Everyone likes to focus on the stars, but it's this matchup that will have the most bearing on who wins this series.
The Rangers Will Win If Their Power Play Is Just Mediocre
The Bruins owned the Canadiens at five-on-five in the last round but were done in by two things: Carey Price and a power play that had just three goals in 18 opportunities. That's not a horrible percentage (16.7), but the Bruins didn't generate enough with the man advantage.
The Rangers play a very similar puck-possession game to the Bruins, but their power play has been even worse in the postseason. It sits at 10.9 percent and went 3-of-26 against the Penguins last round, although a reason why the Rangers won that series was that they scored those three goals over the final three games of the series, all Rangers victories.
The Rangers should be able to carry the five-on-five play against the Canadiens in a similar fashion to what the Bruins did. If their power play can just click at an average rate, the Rangers should be fine.
The Canadiens Will Win If Carey Price Outplays Henrik Lundqvist
When a big save needed to be made against the Bruins, Carey Price was there to do it more often than not.
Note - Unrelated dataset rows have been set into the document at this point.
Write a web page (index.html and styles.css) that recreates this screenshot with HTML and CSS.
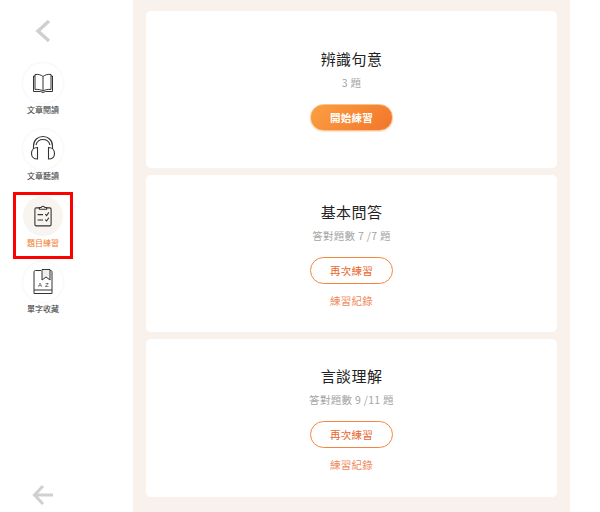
FILE: index.html
```html
<!DOCTYPE html>
<html lang="zh-Hant">
<head>
    <meta charset="UTF-8">
    <title>題目練習</title>
    <link rel="stylesheet" href="styles.css">
</head>
<body>
    <div class="page">
        <nav class="sidebar">
            <div class="back">
                <svg width="16" height="24" viewBox="0 0 16 24"><path d="M14 2 L3 12 L14 22" fill="none" stroke="#cfcfcf" stroke-width="3.4"/></svg>
            </div>
            <div class="nav-list">
                <div class="nav-item">
                    <div class="nav-icon">
                        <svg width="24" height="24" viewBox="0 0 24 24" fill="none" stroke="#333" stroke-width="1">
                            <path d="M12 5.500 C10 3.800 7 3 4 3.500 V18.500 C7 18 10 18.800 12 20 C14 18.800 17 18 20 18.500 V3.500 C17 3 14 3.800 12 5.500 Z"/>
                            <path d="M12 5.500 V20"/>
                            <path d="M4 5 H2.500 V20.500 H9.500 L12 21.500 L14.500 20.500 H21.500 V5 H20"/>
                        </svg>
                    </div>
                    <div class="nav-label">文章閱讀</div>
                </div>
                <div class="nav-item">
                    <div class="nav-icon">
                        <svg width="28" height="28" viewBox="0 0 28 28" fill="none" stroke="#333" stroke-width="1.100">
                            <path d="M4.500 14 V11 C4.500 5 9 1.500 14 1.500 C19 1.500 23.500 5 23.500 11 V14"/>
                            <path d="M7 10 C8 6.500 10.500 4.500 14 4.500 C17.500 4.500 20 6.500 21 10"/>
                            <path d="M8.500 12.500 V24 C5 24 2.500 22 2.500 18.500 C2.500 15 5 12.500 8.500 12.500 Z"/>
                            <path d="M19.500 12.500 V24 C23 24 25.500 22 25.500 18.500 C25.500 15 23 12.500 19.500 12.500 Z"/>
                        </svg>
                    </div>
                    <div class="nav-label">文章聽讀</div>
                </div>
                <div class="nav-item active">
                    <div class="nav-icon">
                        <svg width="18" height="22" viewBox="0 0 20 24" fill="none" stroke="#333" stroke-width="1.200">
                            <path d="M6 3 H2.500 C1.500 3 1 3.500 1 4.500 V21.500 C1 22.500 1.500 23 2.500 23 H17.500 C18.500 23 19 22.500 19 21.500 V4.500 C19 3.500 18.500 3 17.500 3 H14"/>
                            <path d="M6 4.500 V2.500 H8 C8.500 0.800 11.500 0.800 12 2.500 H14 V4.500 Z"/>
                            <path d="M4 10.500 H10 M4 16.500 H10"/>
                            <path d="M12.500 10 L14 11.500 L16.500 8 M12.500 16 L14 17.500 L16.500 14"/>
                        </svg>
                    </div>
                    <div class="nav-label">題目練習</div>
                </div>
                <div class="nav-item">
                    <div class="nav-icon">
                        <svg width="20" height="26" viewBox="0 0 20 26" fill="none" stroke="#333" stroke-width="1">
                            <path d="M8 1.500 H2.500 C1.500 1.500 1 2 1 3 V24.500 H19 V3 C19 2 18.500 1.500 17.500 1.500 H17"/>
                            <path d="M1 21 H19"/>
                            <path d="M9 0.500 H17 V11 L13 8 L9 11 Z" fill="#eee"/>
                            <text x="5" y="18" class="az">A</text>
                            <text x="12" y="18" class="az">Z</text>
                        </svg>
                    </div>
                    <div class="nav-label">單字收藏</div>
                </div>
            </div>
            <div class="exit">
                <svg width="22" height="22" viewBox="0 0 22 22"><path d="M11 2 L2.500 11 L11 20 M3 11 H21" fill="none" stroke="#d0d0d0" stroke-width="3"/></svg>
            </div>
        </nav>

        <main class="content">
            <section class="card first">
                <h2>辨識句意</h2>
                <p class="count">3 題</p>
                <button class="btn btn-start">開始練習</button>
            </section>
            <section class="card">
                <h2>基本問答</h2>
                <p class="count">答對題數 7 /7 題</p>
                <button class="btn btn-again">再次練習</button>
                <a class="record">練習紀錄</a>
            </section>
            <section class="card">
                <h2>言談理解</h2>
                <p class="count">答對題數 9 /11 題</p>
                <button class="btn btn-again">再次練習</button>
                <a class="record">練習紀錄</a>
            </section>
        </main>
    </div>
</body>
</html>
```

FILE: styles.css
```css
* {
    margin: 0;
    padding: 0;
    box-sizing: border-box;
}

body {
    font-family: "Noto Sans CJK TC", "Liberation Sans", sans-serif;
    background: #fff;
    overflow: hidden;
}

.page {
    display: flex;
    width: 600px;
    height: 512px;
}

.sidebar {
    width: 133px;
    height: 512px;
    padding-top: 19px;
    padding-right: 47px;
    display: flex;
    flex-direction: column;
    align-items: center;
}

.back {
    height: 24px;
    margin-bottom: 19px;
}

.nav-list {
    display: flex;
    flex-direction: column;
    gap: 5.330px;
}

.nav-item {
    width: 54px;
    height: 61px;
    padding-top: 1px;
    display: flex;
    flex-direction: column;
    align-items: center;
}

.nav-icon {
    width: 40px;
    height: 40px;
    border-radius: 50%;
    background: #fff;
    box-shadow: 0 0 3px rgba(0, 0, 0, 0.08);
    display: flex;
    justify-content: center;
    align-items: center;
    flex-shrink: 0;
}

.nav-label {
    font-size: 8px;
    line-height: 14px;
    color: #333;
    white-space: nowrap;
}

.nav-item.active {
    outline: 3px solid #ff0000;
}

.nav-item.active .nav-icon {
    background: #f8f5f0;
    box-shadow: none;
}

.nav-item.active .nav-label {
    color: #f07a2c;
}

.az {
    font-family: "Liberation Sans", sans-serif;
    font-size: 6px;
    fill: #333;
    stroke: none;
}

.exit {
    margin-top: auto;
    margin-bottom: 6px;
    height: 22px;
}

.content {
    width: 437px;
    height: 512px;
    background: #f9f1eb;
    padding: 11px 13px 0;
    display: flex;
    flex-direction: column;
    gap: 6.900px;
}

.card {
    height: 157.300px;
    background: #fff;
    border-radius: 5px;
    display: flex;
    flex-direction: column;
    align-items: center;
    padding-top: 26px;
}

.card.first {
    padding-top: 37px;
}

h2 {
    font-size: 15px;
    font-weight: 400;
    line-height: 22px;
    letter-spacing: 0.4px;
    color: #222;
}

.count {
    margin-top: 5px;
    font-size: 10.500px;
    line-height: 16px;
    letter-spacing: 0.3px;
    color: #a5a5a5;
}

.btn {
    width: 83px;
    height: 27px;
    margin-top: 13px;
    border-radius: 14px;
    font-family: inherit;
    font-size: 10.500px;
    letter-spacing: 0.3px;
}

.btn-start {
    background: linear-gradient(135deg, #fba042 0%, #f2752a 100%);
    border: 1px solid #fbc08c;
    color: #fff;
    font-weight: 700;
    box-shadow: 0 1px 1px rgba(240, 120, 40, 0.2);
}

.btn-again {
    background: #fff;
    border: 1px solid #f5863f;
    color: #e8632a;
}

.record {
    margin-top: 9px;
    font-size: 10.500px;
    line-height: 16px;
    letter-spacing: 0.3px;
    color: #f0885a;
}
```
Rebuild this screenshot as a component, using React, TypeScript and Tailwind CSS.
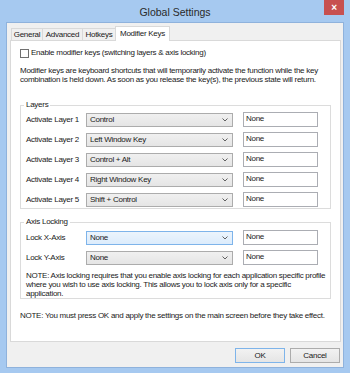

It wasn't as though Tuukka Rask played poorly, but Price made more difficult stops than his counterpart, a big reason for the Canadiens winning the series.
Price will likely find himself in the same position against Henrik Lundqvist and the Rangers.
If Price has a repeat performance, the Canadiens will find themselves in the Stanley Cup Final for the first time since 1993. If Price is only good—perhaps even very good won't be enough—there will be heartbreak in Montreal.
Prediction: Rangers in 6
This is a pretty even matchup with both teams entering this series off extreme highs, but the Rangers are just a little bit deeper than the Canadiens, and that will make the difference.
It's not as though the Habs haven't gotten contributions from their lower lines—Dale Weise says hi—but the Rangers are far more dangerous in their bottom-six grouping and have a much better defense corps, although they don't have anyone who matches P.K. Subban's abilities.
Carey Price can steal this series, but Henrik Lundqvist won't let him.